Automated response is equally important. In zero-day scenarios, response delays measured in minutes can determine whether an intrusion is contained or escalates into a full breach. Manual investigation alone cannot keep pace with machine-speed exploitation.
Seceon’s unified security platform is designed to operate effectively even when specific exploits are unknown. By continuously correlating telemetry across endpoint, network, cloud, identity, and application layers, the platform focuses on attacker behavior rather than static indicators.
Anomalous process behavior, unexpected privilege changes, suspicious lateral movement, and abnormal outbound communications are detected in context, not isolation. Automated response workflows can contain compromised accounts, isolate affected systems, or block malicious communication paths before attackers achieve their objectives.

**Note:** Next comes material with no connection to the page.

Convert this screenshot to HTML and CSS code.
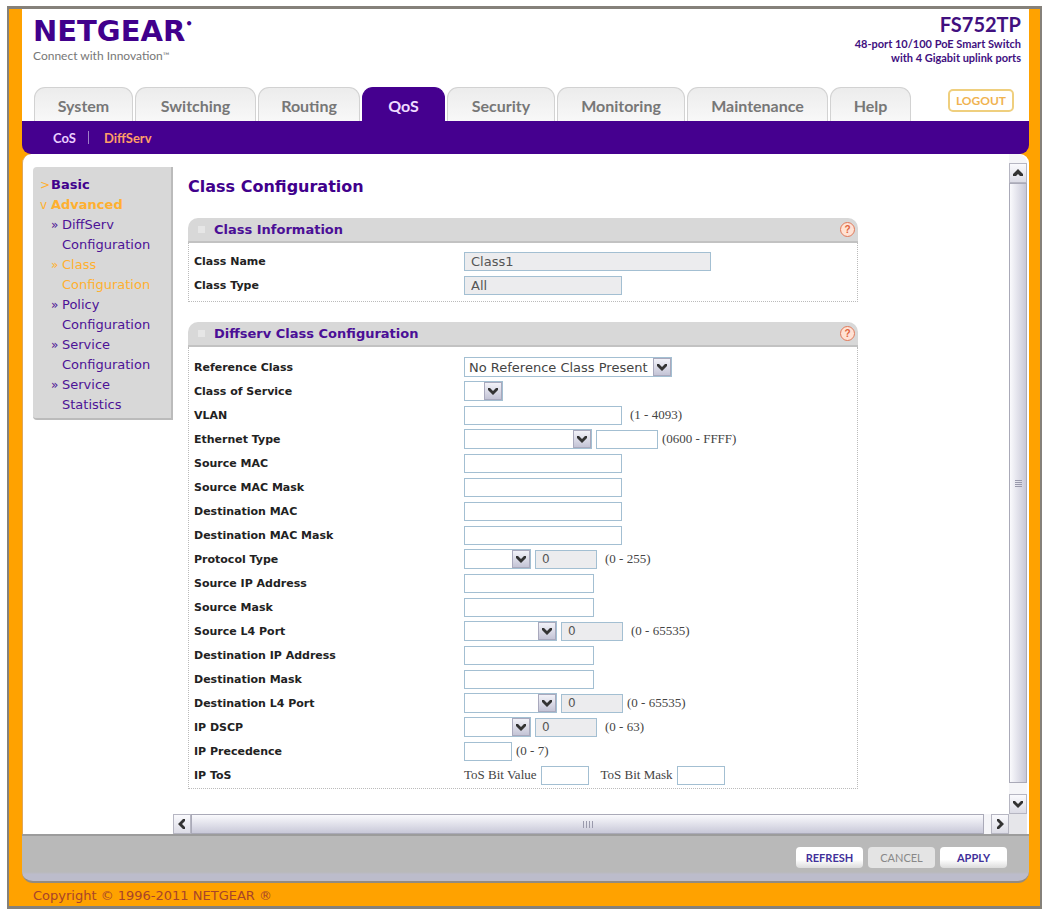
FILE: index.html
```html
<!DOCTYPE html>
<html lang="en">
<head>
<meta charset="utf-8">
<title>NETGEAR FS752TP - Class Configuration</title>
<link rel="stylesheet" href="styles.css">
</head>
<body>
<svg class="defs" aria-hidden="true">
  <symbol id="down" viewBox="0 0 10 8"><path d="M0 1h2l3 3 3-3h2v2L5 8 0 3z"/></symbol>
  <symbol id="up" viewBox="0 0 10 8"><path d="M0 7h3l2-2 2 2h3V5L5 0 0 5z"/></symbol>
  <symbol id="left" viewBox="0 0 8 10"><path d="M7 0v2L4 5l3 3v2H5L0 5l5-5z"/></symbol>
  <symbol id="right" viewBox="0 0 8 10"><path d="M1 0v2l3 3-3 3v2h2l5-5-5-5z"/></symbol>
</svg>
<div class="frame">
  <header class="header">
    <div class="brandrow">
      <div>
        <div class="logo">NETGEAR<span class="dot">•</span></div>
        <div class="tagline">Connect with Innovation<span class="tm">™</span></div>
      </div>
      <div class="product">
        <div class="model">FS752TP</div>
        <div>48-port 10/100 PoE Smart Switch</div>
        <div>with 4 Gigabit uplink ports</div>
      </div>
    </div>
    <div class="tabrow">
      <nav class="tabs">
        <a href="#">System</a><a href="#">Switching</a><a href="#">Routing</a><a href="#" class="active">QoS</a><a href="#">Security</a><a href="#">Monitoring</a><a href="#">Maintenance</a><a href="#">Help</a>
      </nav>
      <button class="logout" type="button">LOGOUT</button>
    </div>
  </header>
  <nav class="subnav"><a href="#">CoS</a><span class="bar"></span><a href="#" class="current">DiffServ</a></nav>
  <div class="panel">
    <aside class="sidebar">
      <nav class="menu">
        <a href="#" class="top"><span class="mark">&gt;</span>Basic</a>
        <a href="#" class="top current"><span class="mark">v</span>Advanced</a>
        <a href="#"><span class="mark">»</span>DiffServ Configuration</a>
        <a href="#" class="current"><span class="mark">»</span>Class Configuration</a>
        <a href="#"><span class="mark">»</span>Policy Configuration</a>
        <a href="#"><span class="mark">»</span>Service Configuration</a>
        <a href="#"><span class="mark">»</span>Service Statistics</a>
      </nav>
    </aside>
    <main class="main">
      <h1>Class Configuration</h1>
      <section class="card">
        <h2><span class="grip"></span>Class Information<button class="help" type="button" aria-label="Help">?</button></h2>
        <div class="rows info">
          <div class="row"><label for="cname">Class Name</label><div class="ctl"><input id="cname" class="w-xl" value="Class1" disabled></div></div>
          <div class="row"><label for="ctype">Class Type</label><div class="ctl"><input id="ctype" class="w-l" value="All" disabled></div></div>
        </div>
      </section>
      <section class="card">
        <h2><span class="grip"></span>Diffserv Class Configuration<button class="help" type="button" aria-label="Help">?</button></h2>
        <form class="rows">
          <div class="row"><label for="ref">Reference Class</label><div class="ctl"><span class="select s-xl"><select id="ref"><option>No Reference Class Present</option></select><svg><use href="#down"/></svg></span></div></div>
          <div class="row"><label for="cos">Class of Service</label><div class="ctl"><span class="select s-xs"><select id="cos"><option></option></select><svg><use href="#down"/></svg></span></div></div>
          <div class="row"><label for="vlan">VLAN</label><div class="ctl"><input id="vlan" class="w-l"><span class="hint">(1 - 4093)</span></div></div>
          <div class="row"><label for="eth">Ethernet Type</label><div class="ctl"><span class="select s-l"><select id="eth"><option></option></select><svg><use href="#down"/></svg></span><input class="w-s" aria-label="Ethernet type value"><span>(0600 - FFFF)</span></div></div>
          <div class="row"><label for="smac">Source MAC</label><div class="ctl"><input id="smac" class="w-l"></div></div>
          <div class="row"><label for="smacm">Source MAC Mask</label><div class="ctl"><input id="smacm" class="w-l"></div></div>
          <div class="row"><label for="dmac">Destination MAC</label><div class="ctl"><input id="dmac" class="w-l"></div></div>
          <div class="row"><label for="dmacm">Destination MAC Mask</label><div class="ctl"><input id="dmacm" class="w-l"></div></div>
          <div class="row"><label for="proto">Protocol Type</label><div class="ctl"><span class="select s-s"><select id="proto"><option></option></select><svg><use href="#down"/></svg></span><input class="w-s" value="0" disabled aria-label="Protocol value"><span class="hint">(0 - 255)</span></div></div>
          <div class="row"><label for="sip">Source IP Address</label><div class="ctl"><input id="sip" class="w-m"></div></div>
          <div class="row"><label for="smask">Source Mask</label><div class="ctl"><input id="smask" class="w-m"></div></div>
          <div class="row"><label for="sl4">Source L4 Port</label><div class="ctl"><span class="select s-m"><select id="sl4"><option></option></select><svg><use href="#down"/></svg></span><input class="w-s" value="0" disabled aria-label="Source port value"><span class="hint">(0 - 65535)</span></div></div>
          <div class="row"><label for="dip">Destination IP Address</label><div class="ctl"><input id="dip" class="w-m"></div></div>
          <div class="row"><label for="dmask">Destination Mask</label><div class="ctl"><input id="dmask" class="w-m"></div></div>
          <div class="row"><label for="dl4">Destination L4 Port</label><div class="ctl"><span class="select s-m"><select id="dl4"><option></option></select><svg><use href="#down"/></svg></span><input class="w-s" value="0" disabled aria-label="Destination port value"><span>(0 - 65535)</span></div></div>
          <div class="row"><label for="dscp">IP DSCP</label><div class="ctl"><span class="select s-s"><select id="dscp"><option></option></select><svg><use href="#down"/></svg></span><input class="w-s" value="0" disabled aria-label="DSCP value"><span class="hint">(0 - 63)</span></div></div>
          <div class="row"><label for="prec">IP Precedence</label><div class="ctl"><input id="prec" class="w-xs"><span>(0 - 7)</span></div></div>
          <div class="row"><span class="name">IP ToS</span><div class="ctl"><label for="tosv">ToS Bit Value</label><input id="tosv" class="w-xs"><label for="tosm" class="second">ToS Bit Mask</label><input id="tosm" class="w-xs"></div></div>
        </form>
      </section>
    </main>
    <div class="vscroll">
      <span class="sbtn"><svg><use href="#up"/></svg></span>
      <span class="thumb"><i></i></span>
      <span class="sbtn"><svg><use href="#down"/></svg></span>
    </div>
    <div class="hscroll">
      <span class="sbtn"><svg><use href="#left"/></svg></span>
      <span class="thumb"><i></i></span>
      <span class="sbtn"><svg><use href="#right"/></svg></span>
    </div>
    <div class="corner"></div>
  </div>
  <div class="actions">
    <button type="button">REFRESH</button>
    <button type="button" disabled>CANCEL</button>
    <button type="button">APPLY</button>
  </div>
  <footer class="copyright">Copyright © 1996-2011 NETGEAR ®</footer>
</div>
</body>
</html>
```
FILE: styles.css
```css
* { box-sizing: border-box; }
body {
  margin: 0;
  padding: 6px 0 0 7px;
  min-height: 100vh;
  display: flex;
  background: #fff;
  font-family: "DejaVu Sans", Verdana, sans-serif;
  font-size: 13px;
  color: #222;
}
a { text-decoration: none; color: inherit; }
.defs { display: none; }
.frame {
  flex: 1;
  display: flex;
  flex-direction: column;
  background: #ffa200;
  border: 2px solid #85817a;
  border-top-width: 3px;
  border-bottom-width: 3px;
  padding: 0 11px 0 13px;
}

.header { background: #fff; height: 112px; display: flex; flex-direction: column; justify-content: space-between; }
.brandrow { display: flex; justify-content: space-between; padding: 4px 8px 0 11px; }
.logo { display: flex; font-size: 29px; line-height: 36px; font-weight: bold; color: #41008c; }
.dot { font-size: 12px; line-height: 22px; }
.tagline { font: 12px/14px Lato, sans-serif; color: #777; }
.tm { font-size: 9px; vertical-align: top; }
.product { text-align: right; font: bold 11px/14px Lato, sans-serif; color: #41107f; }
.model { font: bold 20px/22px Lato, sans-serif; margin-bottom: 2px; }

.tabrow { display: flex; align-items: flex-end; padding: 0 15px 0 12px; }
.tabs {
  flex: 877;
  display: grid;
  grid-template-columns: 99fr 121fr 102fr 83fr 108fr 128fr 141fr 81fr;
  gap: 2px;
}
.tabs a {
  height: 34px;
  display: flex;
  align-items: center;
  justify-content: center;
  padding-top: 2px;
  border: 1px solid #d2d2d2;
  border-bottom: 0;
  border-radius: 11px 11px 0 0;
  background: linear-gradient(#ececec, #f8f8f8);
  font: bold 16px/20px Lato, sans-serif;
  color: #777;
}
.tabs .active { background: #45008f; border-color: #45008f; color: #f0dcff; }
.logout {
  flex: 62;
  margin: 0 0 9px 37px;
  height: 23px;
  padding: 0;
  border: 2px solid #efcf7e;
  border-radius: 5px;
  background: #fff;
  font: bold 12px/16px Lato, sans-serif;
  color: #f0b350;
}

.subnav {
  height: 33px;
  display: flex;
  align-items: center;
  padding-left: 31px;
  border-radius: 0 0 9px 9px;
  background: #45008f;
  font: bold 13px/20px Lato, sans-serif;
  color: #eccfff;
}
.bar { width: 1px; height: 13px; margin: 0 15px 0 12px; background: #a080c8; }
.subnav .current { color: #ff9e68; }

.panel {
  flex: 1;
  display: grid;
  grid-template: 1fr 20px / 150px 1fr 18px;
  padding-right: 2px;
  background: #fff;
  border-left: 1px solid #dfa75c;
  border-radius: 9px 9px 0 0;
}
.sidebar { grid-row: 1 / 3; padding: 13px 0 0 10px; }
.menu {
  padding: 8px 8px 3px 7px;
  background: #d8d8d8;
  border-right: 2px solid #bbb;
  border-bottom: 2px solid #bbb;
  border-radius: 4px 0 0 4px;
  color: #4c1296;
  line-height: 20px;
}
.menu a { display: grid; grid-template-columns: 11px 1fr; padding-left: 11px; }
.menu .top { padding-left: 0; font-weight: bold; color: #41008c; }
.menu .top .mark { font-weight: normal; color: #ffb030; }
.mark { font-size: 12px; }
.menu .current, .menu .top.current { color: #ffb030; }

.main { padding: 21px 0 23px 15px; max-width: 685px; }
h1 { margin: 0; font-size: 16px; line-height: 24px; color: #41008c; }
.card { margin-top: 20px; }
h1 + .card { margin-top: 19px; }
h2 {
  display: flex;
  align-items: center;
  height: 25px;
  margin: 0;
  padding: 0 3px 0 10px;
  background: #d8d8d8;
  border-bottom: 2px solid #c2c2c2;
  border-radius: 10px 10px 0 0;
  font-size: 13px;
  color: #4b0f96;
}
.grip { width: 7px; height: 7px; margin-right: 9px; background: #e6e6e6; }
.help {
  width: 15px;
  height: 15px;
  margin-left: auto;
  padding: 0;
  border: 1px solid #e0795a;
  border-radius: 50%;
  background: #ffe2d4;
  font: bold 10px/12px "Liberation Sans", sans-serif;
  color: #e0643c;
}
.rows { padding: 8px 0 1px 5px; border: 1px dotted #bbb; border-top: 0; }
.row { display: grid; grid-template-columns: 270px 1fr; align-items: center; height: 24px; }
.row > label, .name { font-size: 11px; font-weight: bold; }
.info { padding: 6px 0 4px 5px; }
.ctl { display: flex; align-items: center; gap: 4px; font: 13px/18px "Liberation Serif", serif; color: #444; }
.hint { margin-left: 4px; }
.second { margin-left: 8px; }
input, select {
  height: 19px;
  margin: 0;
  padding: 0 6px;
  border: 1px solid #a3bfd2;
  border-radius: 0;
  background: #fff;
  font: 13px/17px "DejaVu Sans", Verdana, sans-serif;
  color: #444;
}
input:disabled { background: #ececee; color: #555; }
.w-xl { width: 247px; }
.w-l { width: 158px; }
.w-m { width: 130px; }
.w-s { width: 62px; font-size: 12px; }
.w-xs { width: 48px; }
.select { position: relative; display: flex; }
.select select { width: 100%; height: 20px; padding: 0 4px; appearance: none; font-size: 13px; }
.select svg {
  position: absolute;
  top: 1px;
  right: 1px;
  width: 18px;
  height: 18px;
  padding: 4px 3px;
  border: 1px solid #a9a9bd;
  background: linear-gradient(#f2f2f8, #c4c4d6);
  fill: #333;
  pointer-events: none;
}
.s-xl { width: 208px; }
.s-l { width: 128px; }
.s-m { width: 93px; }
.s-s { width: 67px; }
.s-xs { width: 39px; }

.vscroll { grid-column: 3; display: flex; flex-direction: column; padding-top: 9px; background: #f5f5f8; border-radius: 0 9px 0 0; }
.hscroll { grid-column: 2; display: flex; background: #f5f5f8; }
.sbtn {
  width: 18px;
  height: 20px;
  display: flex;
  align-items: center;
  justify-content: center;
  border: 1px solid #b6b6c2;
  background: linear-gradient(#fafafd, #dcdce6);
}
.sbtn svg { width: 10px; height: 10px; fill: #333; }
.thumb { flex: 1; display: flex; align-items: center; justify-content: center; border: 1px solid #aaaab8; }
.vscroll .thumb { margin-bottom: 11px; background: linear-gradient(90deg, #fafafd, #c8c8d8); }
.hscroll .thumb { margin-right: 7px; background: linear-gradient(#fafafd, #c8c8d8); }
.vscroll i { width: 7px; height: 7px; background: repeating-linear-gradient(#9a9aac 0 1px, transparent 1px 2px); }
.hscroll i { width: 10px; height: 7px; background: repeating-linear-gradient(90deg, #9a9aac 0 1px, transparent 1px 3px); }
.corner { grid-column: 3; background: #e6e6ea; }

.actions {
  height: 49px;
  display: flex;
  justify-content: flex-end;
  gap: 5px;
  padding: 11px 22px 0 0;
  background: linear-gradient(#b9b9b9 80%, #bcbccb 85%);
  border-top: 2px solid #9c9c9c;
  border-bottom: 2px solid #938b80;
  border-radius: 0 0 11px 11px;
}
.actions button {
  width: 67px;
  height: 21px;
  padding: 0;
  border: 0;
  border-radius: 4px;
  background: linear-gradient(#fff 60%, #dcdcdc);
  font: bold 11px/16px Lato, sans-serif;
  color: #41309a;
}
.actions button:disabled { background: #e4e4e4; font-weight: normal; color: #888; }
.copyright { padding: 5px 11px 2px; line-height: 16px; font-size: 13px; color: #a8442a; }
```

For MSPs and MSSPs, this unified approach reduces blind spots across customer environments while simplifying operations. Instead of managing dozens of tools that each see only part of the picture, teams gain a single, correlated view of activity and risk.
Active exploitation of zero-day vulnerabilities in Windows, Chrome, and Apple platforms is no longer an outlier event. It is a recurring feature of the modern threat landscape. As attackers continue to prioritize speed, stealth, and automation, defenders must assume that unknown exploits will be used against them.
The question is no longer whether organizations can patch fast enough, but whether they can detect and respond effectively during the inevitable exposure window. Unified visibility, continuous behavioral analysis, and automated response are becoming foundational requirements, not advanced capabilities.
In an environment where the most damaging attacks are the ones defenders have never seen before, resilience depends on platforms designed to see beyond signatures and react at machine speed.